« Je ne retire rien de ce qui est douloureux ».
Son pinceau pour scalpel, son histoire pour seringue, ses ancêtres pour sondes, en image, Anaïs Verspan, peintre plasticienne guadeloupéenne opère à cœur ouvert. Cette chirurgienne des couleurs ranime les douleurs endormies pour mieux les cicatriser.
Il y a des évidences qui vous choisissent. Le dessin, la peinture l’ont choisi avant qu’elle ne le fasse. Ses premiers maux, ses premières paroles, Anaïs les exprimera en dessin. «J’ai été malade très tôt, avant même de pouvoir parler.
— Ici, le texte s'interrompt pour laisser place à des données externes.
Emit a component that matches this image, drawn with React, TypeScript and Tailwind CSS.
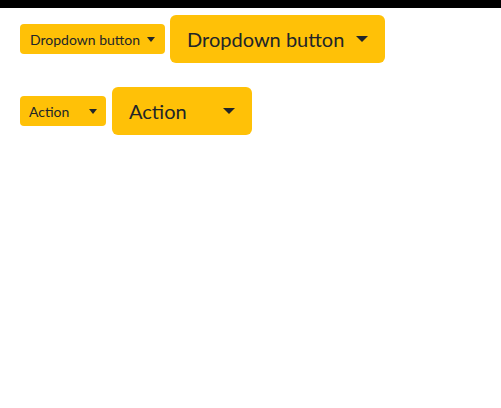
import React from "react";

const Caret = ({ size }: { size: "sm" | "lg" }) => (
  <span
    className={
      size === "sm"
        ? "inline-block border-x-[4px] border-t-[5px] border-x-transparent border-t-[#212529] ml-[7px]"
        : "inline-block border-x-[6px] border-t-[6px] border-x-transparent border-t-[#212529] ml-[12px]"
    }
  />
);

const SmallButton = ({ label, wide }: { label: string; wide?: boolean }) => (
  <button
    className={
      "flex items-center justify-between h-[30px] rounded-[4px] bg-[#ffc107] text-[14px] text-[#212529] " +
      (wide ? "w-[86px] pl-[9px] pr-[9px]" : "pl-[10px] pr-[10px]")
    }
  >
    <span>{label}</span>
    <Caret size="sm" />
  </button>
);

const LargeButton = ({ label, wide }: { label: string; wide?: boolean }) => (
  <button
    className={
      "flex items-center justify-between h-[48px] px-[17px] rounded-[6px] bg-[#ffc107] text-[20px] text-[#212529] " +
      (wide ? "w-[140px]" : "")
    }
  >
    <span>{label}</span>
    <Caret size="lg" />
  </button>
);

export default function App() {
  return (
    <div className="min-h-[408px] bg-white" style={{ fontFamily: "Lato, 'Noto Sans', sans-serif" }}>
      <div className="h-[8px] bg-black" />
      <div className="flex flex-col gap-[24px] pl-[20px] pt-[7px]">
        <div className="flex items-center gap-[5px]">
          <SmallButton label="Dropdown button" />
          <LargeButton label="Dropdown button" />
        </div>
        <div className="flex items-center gap-[6px]">
          <SmallButton label="Action" wide />
          <LargeButton label="Action" wide />
        </div>
      </div>
    </div>
  );
}
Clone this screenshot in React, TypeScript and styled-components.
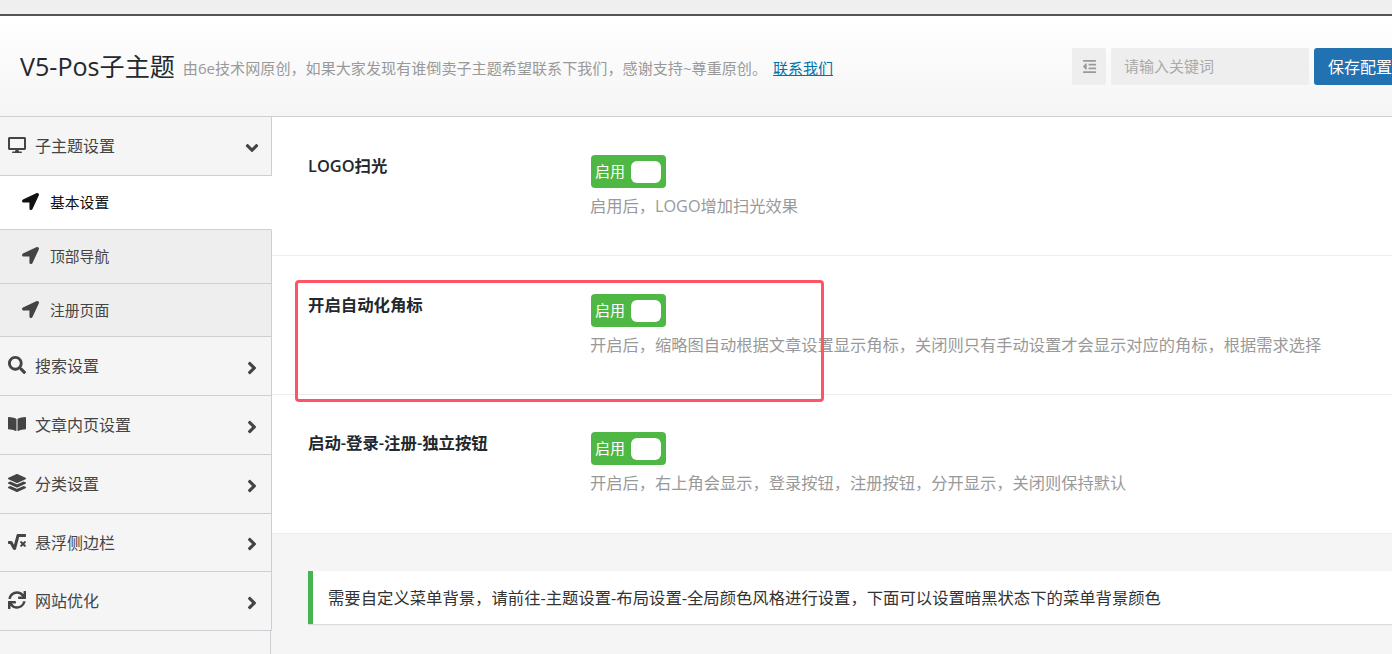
import React from "react";
import styled, { createGlobalStyle } from "styled-components";
import {
  FaAngleDown,
  FaAngleRight,
  FaBookOpen,
  FaDesktop,
  FaLayerGroup,
  FaLocationArrow,
  FaOutdent,
  FaSearch,
  FaSquareRootAlt,
  FaSync,
} from "react-icons/fa";

const GlobalStyle = createGlobalStyle`
  html, body {
    margin: 0;
    padding: 0;
    background: #f5f5f5;
    font-family: "Open Sans", "Noto Sans CJK SC", sans-serif;
  }
  * { box-sizing: border-box; }
`;

const Page = styled.div`
  position: relative;
  width: 1392px;
  height: 654px;
  overflow: hidden;
  background: #f5f5f5;
`;

const TopStrip = styled.div`
  height: 16px;
  background: #efefef;
  border-bottom: 2px solid #555;
`;

const Header = styled.header`
  width: 1412px;
  height: 101px;
  padding-left: 20px;
  display: flex;
  align-items: center;
  justify-content: space-between;
  background: linear-gradient(#fff, #f5f5f5);
  border-bottom: 1px solid #ccd0d4;
`;

const TitleGroup = styled.div`
  display: flex;
  align-items: center;
  padding-bottom: 2px;
`;

const Title = styled.h1`
  margin: 0;
  font-size: 25.1px;
  font-weight: 400;
  color: #23282d;
`;

const Subtitle = styled.span`
  margin-left: 8px;
  padding-top: 4px;
  font-size: 15.1px;
  color: #999;
`;

const ContactLink = styled.a`
  margin-left: 6px;
  padding-top: 4px;
  font-size: 15px;
  color: #0073aa;
  text-decoration: underline;
`;

const Actions = styled.div`
  display: flex;
  align-items: center;
  gap: 5px;
`;

const IconButton = styled.div`
  width: 34px;
  height: 37px;
  display: flex;
  align-items: center;
  justify-content: center;
  background: #eee;
  border-radius: 2px;
  color: #999;
  font-size: 15px;
`;

const SearchBox = styled.div`
  width: 198px;
  height: 37px;
  padding: 0 13px 1px;
  display: flex;
  align-items: center;
  background: #eee;
  border-radius: 2px;
  color: #aaa;
  font-size: 15px;
`;

const SaveButton = styled.button`
  width: 98px;
  height: 37px;
  padding: 0 0 1px 14px;
  border: 0;
  border-radius: 3px;
  background: #2271b1;
  color: #fff;
  font-family: inherit;
  font-size: 16px;
  text-align: left;
`;

const Body = styled.div`
  display: flex;
  align-items: flex-start;
`;

const SideColumn = styled.div`
  width: 271px;
  height: 537px;
  margin-right: 1px;
  flex-shrink: 0;
  border-right: 1px solid #ccd0d4;
`;

const Sidebar = styled.nav`
  width: 272px;
  background: #f5f5f5;
`;

const MenuItem = styled.div<{ $height: number }>`
  height: ${(p) => p.$height}px;
  padding: 0 12px 2px 7px;
  display: flex;
  align-items: center;
  border-right: 1px solid #ccd0d4;
  border-bottom: 1px solid #ccd0d4;
  color: #444;
  font-size: 16px;
`;

const MenuIcon = styled.span`
  width: 19px;
  margin-right: 9px;
  display: flex;
  justify-content: center;
  font-size: 18px;
  color: #444;
`;

const MenuLabel = styled.span`
  flex: 1;
`;

const Caret = styled.span`
  display: flex;
  margin: 5px -3px 0 0;
  font-size: 20px;
  color: #444;
`;

const SubItem = styled.div<{ $active?: boolean; $height: number }>`
  height: ${(p) => p.$height}px;
  padding: 0 0 2px 22px;
  display: flex;
  align-items: center;
  gap: 11px;
  font-size: 14.8px;
  background: ${(p) => (p.$active ? "#fff" : "#eee")};
  color: ${(p) => (p.$active ? "#111" : "#444")};
  border-right: 1px solid ${(p) => (p.$active ? "#fff" : "#ccd0d4")};
  border-bottom: 1px solid #ccd0d4;
`;

const SubIcon = styled.span`
  display: flex;
  font-size: 17px;
`;

const Main = styled.main`
  flex: 1;
  min-width: 0;
`;

const OptionRow = styled.section<{ $top: number }>`
  height: 139px;
  padding: ${(p) => p.$top}px 0 0 36px;
  display: flex;
  background: #fff;
  border-bottom: 1px solid #eee;
`;

const OptionTitle = styled.div`
  width: 283px;
  padding-top: 1px;
  font-size: 16.4px;
  line-height: 20px;
  font-weight: 600;
  color: #23282d;
`;

const OptionBody = styled.div`
  display: flex;
  flex-direction: column;
  align-items: flex-start;
`;

const Toggle = styled.div`
  width: 75px;
  height: 33px;
  padding: 0 5px 2px 4px;
  display: flex;
  align-items: center;
  justify-content: space-between;
  background: #4fb845;
  border-radius: 4px;
  color: #fff;
  font-size: 15px;
`;

const Knob = styled.span`
  width: 30px;
  height: 22px;
  margin-bottom: -2px;
  background: #fff;
  border-radius: 6px;
`;

const Hint = styled.p`
  margin: 8px 0 0 -1px;
  font-size: 16.25px;
  line-height: 20px;
  color: #999;
`;

const Notice = styled.div`
  margin: 37px 0 0 36px;
  height: 53px;
  padding: 0 0 2px 15px;
  display: flex;
  align-items: center;
  background: #fff;
  border-left: 5px solid #46b450;
  box-shadow: 0 1px 1px rgba(0, 0, 0, 0.1);
  font-size: 16.35px;
  color: #333;
`;

const Annotation = styled.div`
  position: absolute;
  left: 295px;
  top: 280px;
  width: 529px;
  height: 122px;
  border: 3px solid #ff5468;
  border-radius: 4px;
  pointer-events: none;
`;

const menus = [
  { label: "搜索设置", icon: <FaSearch />, height: 59 },
  { label: "文章内页设置", icon: <FaBookOpen />, height: 59 },
  { label: "分类设置", icon: <FaLayerGroup />, height: 59 },
  { label: "悬浮侧边栏", icon: <FaSquareRootAlt />, height: 58 },
  { label: "网站优化", icon: <FaSync />, height: 59 },
];

const subMenus = [
  { label: "基本设置", height: 54 },
  { label: "顶部导航", height: 54 },
  { label: "注册页面", height: 53 },
];

const options = [
  { title: "LOGO扫光", hint: "启用后，LOGO增加扫光效果", top: 38 },
  {
    title: "开启自动化角标",
    hint: "开启后，缩略图自动根据文章设置显示角标，关闭则只有手动设置才会显示对应的角标，根据需求选择",
    top: 38,
  },
  {
    title: "启动-登录-注册-独立按钮",
    hint: "开启后，右上角会显示，登录按钮，注册按钮，分开显示，关闭则保持默认",
    top: 37,
  },
];

export default function App() {
  return (
    <Page>
      <GlobalStyle />
      <TopStrip />
      <Header>
        <TitleGroup>
          <Title>V5-Pos子主题</Title>
          <Subtitle>由6e技术网原创，如果大家发现有谁倒卖子主题希望联系下我们，感谢支持~尊重原创。</Subtitle>
          <ContactLink href="#">联系我们</ContactLink>
        </TitleGroup>
        <Actions>
          <IconButton>
            <FaOutdent />
          </IconButton>
          <SearchBox>请输入关键词</SearchBox>
          <SaveButton>保存配置</SaveButton>
        </Actions>
      </Header>
      <Body>
        <SideColumn>
          <Sidebar>
            <MenuItem $height={59}>
              <MenuIcon>
                <FaDesktop />
              </MenuIcon>
              <MenuLabel>子主题设置</MenuLabel>
              <Caret>
                <FaAngleDown />
              </Caret>
            </MenuItem>
            {subMenus.map((item, index) => (
              <SubItem key={item.label} $active={index === 0} $height={item.height}>
                <SubIcon>
                  <FaLocationArrow />
                </SubIcon>
                {item.label}
              </SubItem>
            ))}
            {menus.map((menu) => (
              <MenuItem key={menu.label} $height={menu.height}>
                <MenuIcon>{menu.icon}</MenuIcon>
                <MenuLabel>{menu.label}</MenuLabel>
                <Caret>
                  <FaAngleRight />
                </Caret>
              </MenuItem>
            ))}
          </Sidebar>
        </SideColumn>
        <Main>
          {options.map((option) => (
            <OptionRow key={option.title} $top={option.top}>
              <OptionTitle>{option.title}</OptionTitle>
              <OptionBody>
                <Toggle>
                  启用
                  <Knob />
                </Toggle>
                <Hint>{option.hint}</Hint>
              </OptionBody>
            </OptionRow>
          ))}
          <Notice>需要自定义菜单背景，请前往-主题设置-布局设置-全局颜色风格进行设置，下面可以设置暗黑状态下的菜单背景颜色</Notice>
        </Main>
      </Body>
      <Annotation />
    </Page>
  );
}
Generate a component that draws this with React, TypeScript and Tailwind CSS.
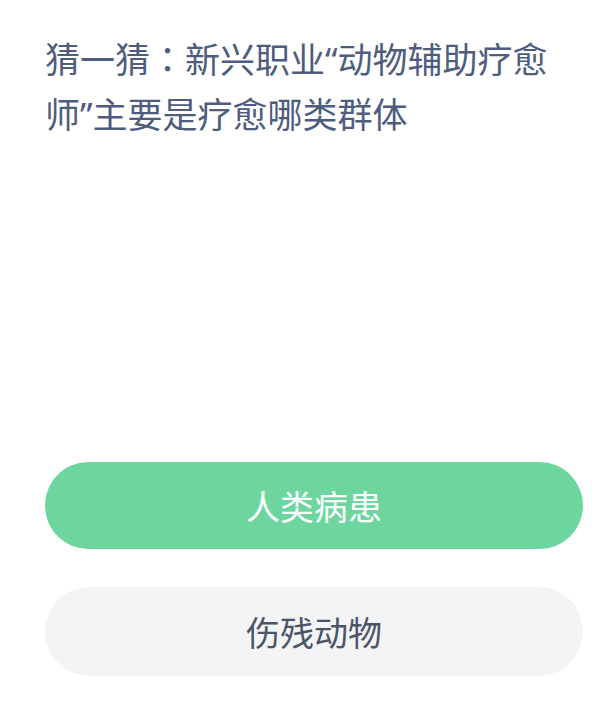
import React from "react";

export default function App() {
  return (
    <div className="w-[601px] h-[720px] bg-white overflow-hidden flex flex-col font-['Noto_Sans','Noto_Sans_CJK_SC',sans-serif]">
      <div className="pt-[30px] pl-[45px] pr-[18px]">
        <h1 className="text-[35px] leading-[55px] font-normal text-[#4e5c7d] whitespace-nowrap">
          猜一猜
          <span className="font-['Noto_Sans_CJK_TC',sans-serif]">：</span>
          新兴职业“动物辅助疗愈
          <br />
          师”主要是疗愈哪类群体
        </h1>
      </div>
      <div className="flex flex-col gap-[38px] pl-[45px] pr-[18px] mt-[320px] font-['Noto_Sans_CJK_SC',sans-serif]">
        <button className="h-[87px] rounded-full bg-[#6dd69f] text-white text-[34px] flex items-center justify-center">
          人类病患
        </button>
        <button className="h-[89px] rounded-full bg-[#f3f4f6] text-[#4b5567] text-[34px] flex items-center justify-center">
          伤残动物
        </button>
      </div>
    </div>
  );
}
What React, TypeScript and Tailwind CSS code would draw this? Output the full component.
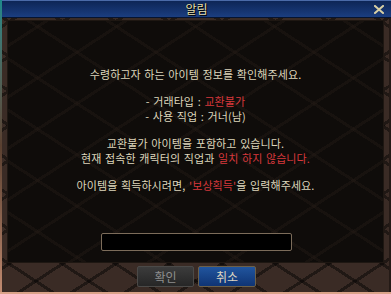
import React from "react";

const frameBg =
  "bg-[#3a2b25] bg-[image:repeating-linear-gradient(33deg,transparent_0_26px,rgba(0,0,0,0.45)_26px_29px),repeating-linear-gradient(-33deg,transparent_0_26px,rgba(0,0,0,0.45)_26px_29px)]";

const panelBg =
  "bg-[#0f0c0a] bg-[image:repeating-linear-gradient(33deg,transparent_0_40px,rgba(40,30,24,0.35)_40px_43px),repeating-linear-gradient(-33deg,transparent_0_40px,rgba(40,30,24,0.35)_40px_43px)]";

const Red = ({ children }: { children: React.ReactNode }) => (
  <span className="text-[#d8383c]">{children}</span>
);

export default function App() {
  return (
    <div
      className="w-[391px] h-[294px] overflow-hidden bg-[#dba389] flex"
      style={{ fontFamily: '"Noto Sans CJK KR", "Noto Sans", sans-serif' }}
    >
      {/* left edge of the game scene */}
      <div className="w-[2px] h-[292px] bg-gradient-to-b from-[#1a8a8a] via-[#5a4030] to-[#c08a70]" />

      {/* dialog */}
      <div className="w-[389px] h-[292px] flex flex-col">
        {/* title bar */}
        <div className="relative h-[18px] flex items-center justify-center border-t border-[#4a6aa8] border-b border-b-[#061430] bg-gradient-to-b from-[#0d2556] to-[#1b3e80]">
          <span className="text-[12px] leading-none text-[#e9e1b4] [text-shadow:0_0_1px_#000,1px_1px_0_#000]">
            알림
          </span>
          <svg
            className="absolute right-[7px] top-[4px]"
            width="10"
            height="9"
            viewBox="0 0 10 9"
          >
            <path
              d="M1 1 L9 8 M9 1 L1 8"
              stroke="#d8cfa4"
              strokeWidth="2"
              strokeLinecap="square"
            />
          </svg>
        </div>

        {/* body */}
        <div className={`flex-1 flex flex-col pl-[5px] pr-[5px] pt-[2px] border-r-2 border-[#241a16] ${frameBg}`}>
          {/* inner panel */}
          <div
            className={`h-[243px] flex flex-col items-center pt-[46px] border border-[#1e1712] ${panelBg}`}
          >
            <div className="flex flex-col items-center gap-[12px] text-[11px] leading-[15px] tracking-[0.1px] [word-spacing:1px] text-[#ded6bc]">
              <p>수령하고자 하는 아이템 정보를 확인해주세요.</p>
              <div className="flex flex-col items-center">
                <p>
                  - 거래타입 : <Red>교환불가</Red>
                </p>
                <p>- 사용 직업 : 거너(남)</p>
              </div>
              <div className="flex flex-col items-center">
                <p>교환불가 아이템을 포함하고 있습니다.</p>
                <p>
                  현재 접속한 캐릭터의 직업과 <Red>일치 하지 않습니다.</Red>
                </p>
              </div>
              <p>
                아이템을 획득하시려면, <Red>&apos;보상획득&apos;</Red>을 입력해주세요.
              </p>
            </div>
            <div className="mt-[40px] ml-[2px] w-[191px] h-[18px] bg-black border border-[#7c6c5a] rounded-[2px]" />
          </div>

          {/* buttons */}
          <div className="flex justify-center gap-[4px] pt-[3px] pl-[2px]">
            <button className="w-[57px] h-[21px] rounded-[2px] border border-[#4b4a48] bg-gradient-to-b from-[#3c3c3c] to-[#262626] text-[12px] text-[#8e8e8e]">
              확인
            </button>
            <button className="w-[58px] h-[21px] rounded-[2px] border border-[#6b604a] bg-gradient-to-b from-[#21559e] to-[#0f3474] text-[12px] text-[#ddd5c2]">
              취소
            </button>
          </div>
        </div>
      </div>
    </div>
  );
}
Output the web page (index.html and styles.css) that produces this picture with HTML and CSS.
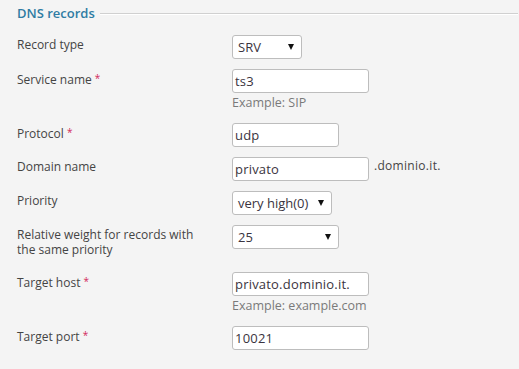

Les crayons, les feutres, étaient mes premiers outils, offerts par ma mère, pour m’exprimer. J’ai pu dire « je suis » et communiquer avec les autres, grâce au dessin».

L’artiste en mutation
Si partir est une évidence pour certain, la Guadeloupéenne désire se former chez elle, dans les Caraïbes. « Je devais partir au Canada, mais j’ai choisi l’école d’art de Martinique, c’était la seule école caribéenne française ». Très vite, le premier choc. Qualifié de trop complexe par ses professeurs, son art ne correspond pas aux normes. « J’ai fais des études d’art, mais je suis une autodidacte. J’ai dû faire table rase de ce que j’avais appris pour proposer un art authentique. Les écoles d’art formatent les artistes».

Ordonnance d’être
« Il m’a fallu du temps pour me considérer comme une artiste. Etre artiste, c’est être vrai. Tu as une responsabilité, surtout dans un pays où les rapports et l’histoire sont faussés ». C’est avec violence, en se mettant à nu, qu’Anaïs apprend à accepter son rôle. « Je n’acceptais pas le regard des autres sur mes œuvres. J’en pleurais. Le chemin a été long et douloureux. Ce n’est que depuis 2013 que je me considère comme artiste professionnelle et que je vis de mon art.»
Thérapie sociale
A la question que disent tes œuvres ? Anaïs répond naturellement «elles sont Moi ». Un voyage au cœur de l’intimité du corps, de l’âme. Un soi qui dit également nous sommes. Alors l’art d’Anaïs dit aussi cela, ils parlent d’un tout. « Je parle de moi, je parle de mon pays, je parle de nous, de nos rapports, de notre société». Et si vous vous interroger sur la dimension politique de son art. La réponse est claire. «Mon art est politique au sens premier du terme. Mon rôle est d’interpeller grâce à mon esthétique».

Les cycles pour remède
Anaïs nous confie les difficultés d’être une femme dans le monde de l’art. « Donnes moi l’exemple d’un homme artiste qui a arrêté sa carrière parce qu’il est devenu papa ? Aucun. Notre société ne pense pas aux femmes, aux carrières des femmes. Il y a un vrai besoin de s’organiser en sororité ». Alors pour être, être pleinement, il lui fallait d’abord être chez elle. « Etre femme artiste guadeloupéenne, c’est avoir une tribu autour de soi, toute une organisation. C’est aussi pour cela que je suis rentrée».